When Silence Becomes Characterization
Not all characters are loquacious. Some are defined by their silences. This doesn’t make them passive—it can make them deeply compelling. Silence can signify control, fear, guilt, mystery, or power. It’s often more expressive than dialogue for characters who struggle to articulate their inner lives.
The Guarded Character
Some characters use silence as armor. They refuse to speak about the past or deflect with humor. In doing so, they reveal their vulnerability through omission. Readers will sense there’s a backstory, even if the character won’t talk about it. This makes them not only believable—but magnetic.
The Dominant Silence
Sometimes, the most powerful person in a room is the one who doesn’t speak. Their silence forces others to fill the space, stumble over themselves, or reveal too much. Think of Don Corleone in *The Godfather*—his stillness commands more attention than any monologue ever could.
Writers can use this to shift power dynamics. Who talks the most isn’t necessarily the one in control.

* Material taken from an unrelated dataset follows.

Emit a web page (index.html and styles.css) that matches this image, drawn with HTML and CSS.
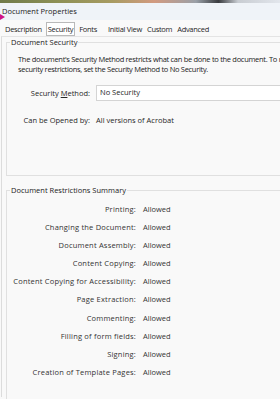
FILE: index.html
```html
<!DOCTYPE html>
<html lang="en">
<head>
    <meta charset="UTF-8">
    <title>Document Properties</title>
    <link rel="stylesheet" href="styles.css">
</head>
<body>

<div class="window">
    <div class="desktop-strip"></div>
    <div class="titlebar">Document Properties</div>
    <div class="cursor"></div>

    <div class="tabs">
        <span class="tab">Description</span>
        <span class="tab active">Security</span>
        <span class="tab">Fonts</span>
        <span class="tab wide-gap">Initial View</span>
        <span class="tab">Custom</span>
        <span class="tab">Advanced</span>
    </div>

    <div class="tab-page">
        <fieldset class="group security-group">
            <legend>Document Security</legend>
            <p class="intro">The document's Security Method restricts what can be done to the document. To remove<br>security restrictions, set the Security Method to No Security.</p>

            <div class="field-row">
                <span class="field-label">Security <u>M</u>ethod:</span>
                <div class="select-box">No Security</div>
            </div>

            <div class="field-row opened-row">
                <span class="field-label">Can be Opened by:</span>
                <span class="field-value">All versions of Acrobat</span>
            </div>
        </fieldset>

        <fieldset class="group summary-group">
            <legend>Document Restrictions Summary</legend>
            <div class="summary">
                <span class="sum-label">Printing:</span><span class="sum-value">Allowed</span>
                <span class="sum-label">Changing the Document:</span><span class="sum-value">Allowed</span>
                <span class="sum-label">Document Assembly:</span><span class="sum-value">Allowed</span>
                <span class="sum-label">Content Copying:</span><span class="sum-value">Allowed</span>
                <span class="sum-label">Content Copying for Accessibility:</span><span class="sum-value">Allowed</span>
                <span class="sum-label">Page Extraction:</span><span class="sum-value">Allowed</span>
                <span class="sum-label">Commenting:</span><span class="sum-value">Allowed</span>
                <span class="sum-label">Filling of form fields:</span><span class="sum-value">Allowed</span>
                <span class="sum-label">Signing:</span><span class="sum-value">Allowed</span>
                <span class="sum-label">Creation of Template Pages:</span><span class="sum-value">Allowed</span>
            </div>
        </fieldset>
    </div>
</div>

</body>
</html>
```

FILE: styles.css
```css
body, html {
    margin: 0;
    padding: 0;
    font-family: 'Open Sans', 'Noto Sans', sans-serif;
    font-size: 7.5px;
    color: #262626;
    background: #f3f3f3;
}

.window {
    position: relative;
    width: 280px;
    height: 399px;
    overflow: hidden;
    background: #f9f9f9;
}

.desktop-strip {
    height: 3px;
    background: linear-gradient(90deg, #6f7a4a 0%, #8c8f55 20%, #a79b62 40%, #d29a80 55%, #9aa0a8 70%, #3a3c40 78%, #c8ccd2 85%, #e2e6ec 100%);
}

.titlebar {
    height: 17px;
    line-height: 17px;
    padding-left: 2px;
    background: #eff3f8;
    color: #222;
}

.cursor {
    position: absolute;
    left: 0;
    top: 14px;
    width: 0;
    height: 0;
    border-left: 5px solid #d0128a;
    border-top: 3px solid transparent;
    border-bottom: 3px solid transparent;
}

.tabs {
    display: flex;
    gap: 1px;
    padding: 2px 0 0 3px;
    height: 14px;
    letter-spacing: -0.3px;
}

.tab {
    padding: 0 1px;
    line-height: 12px;
    border: 1px solid transparent;
}

.tab.active {
    border-color: #b9b9b9;
    background: #fff;
    margin: 0 1px;
}

.tab.wide-gap {
    margin-left: 6px;
}

.tab-page {
    margin-left: 1px;
    border-left: 1px solid #dcdcdc;
    border-top: 1px solid #e4e4e4;
    padding: 0 0 0 4px;
    height: 360px;
}

.group {
    margin: 0;
    padding: 0;
    border: 1px solid #e0e0e0;
    border-right: none;
}

.group legend {
    padding: 0 1px;
    margin-left: 3px;
    line-height: 10px;
    color: #222;
}

.security-group {
    height: 137px;
}

.intro {
    margin: 7px 0 0 11px;
    line-height: 10px;
    white-space: nowrap;
    letter-spacing: -0.3px;
    color: #222;
}

.field-row {
    display: flex;
    align-items: center;
    margin-top: 11px;
}

.field-label {
    width: 83px;
    text-align: right;
    padding-right: 6px;
}

.field-label u {
    text-decoration: underline;
}

.select-box {
    flex-grow: 1;
    height: 14px;
    line-height: 13px;
    padding-left: 3px;
    background: #fff;
    border: 1px solid #d4d4d4;
    border-right: none;
}

.opened-row {
    margin-top: 14px;
}

.summary-group {
    margin-top: 9px;
    height: 220px;
}

.summary {
    display: grid;
    grid-template-columns: 129px auto;
    column-gap: 7px;
    padding-top: 5px;
    color: #333;
}

.sum-label {
    text-align: right;
    line-height: 18.1px;
    letter-spacing: 0.2px;
}

.sum-value {
    line-height: 18.1px;
}
```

Setting and Atmosphere: Silence Beyond Dialogue
Silence doesn’t only exist in character interaction. It can permeate setting, tone, and pacing. Describing stillness or quiet can magnify mood or symbolism without a single spoken word.
The Atmosphere of Absence
A quiet house after a funeral. A cafe at closing time. A forest with snow-dampened sound. These environments do more than describe—they evoke. They give readers a space to feel the weight of loss, waiting, or reflection. Use these silent settings to amplify the emotional subtext of your scenes.
Pacing as Silence
Slowing down the narrative pace can act like a pause. Letting a moment breathe—by focusing on subtle details—can feel like silence. A flicker of candlelight. A hand hovering over a phone. The sound of nothing. These are quiet beats that let emotion thrum just beneath the surface.
Common Missteps When Writing With Silence
Silence is subtle, and with subtlety comes risk. Here’s how to avoid misfires:
- Being too vague: If your silence feels like a riddle with no clues, readers may feel lost instead of intrigued.
- Overusing ellipses or dashes: These tools are powerful in moderation but can become distracting if relied on too heavily.
- Forgetting character motivation: Silence should always be driven by emotion or intent. If a character is quiet, make sure the reason is rooted in who they are or what they want.
- Neglecting payoff: Building tension through silence only works if there’s eventual resolution or revelation. Don’t let the story whisper forever—at some point, it needs to speak.
Let Silence Shape the Sound
Words matter. But so does the space between them. In writing, silence is not empty—it’s charged. It allows readers to feel what characters can’t say, to understand what a narrator can’t admit, to find truth in the gaps.
Trusting silence means trusting your reader. Let your characters pause. Let your scenes breathe. Let your story sometimes go quiet—because in that hush, meaning gathers.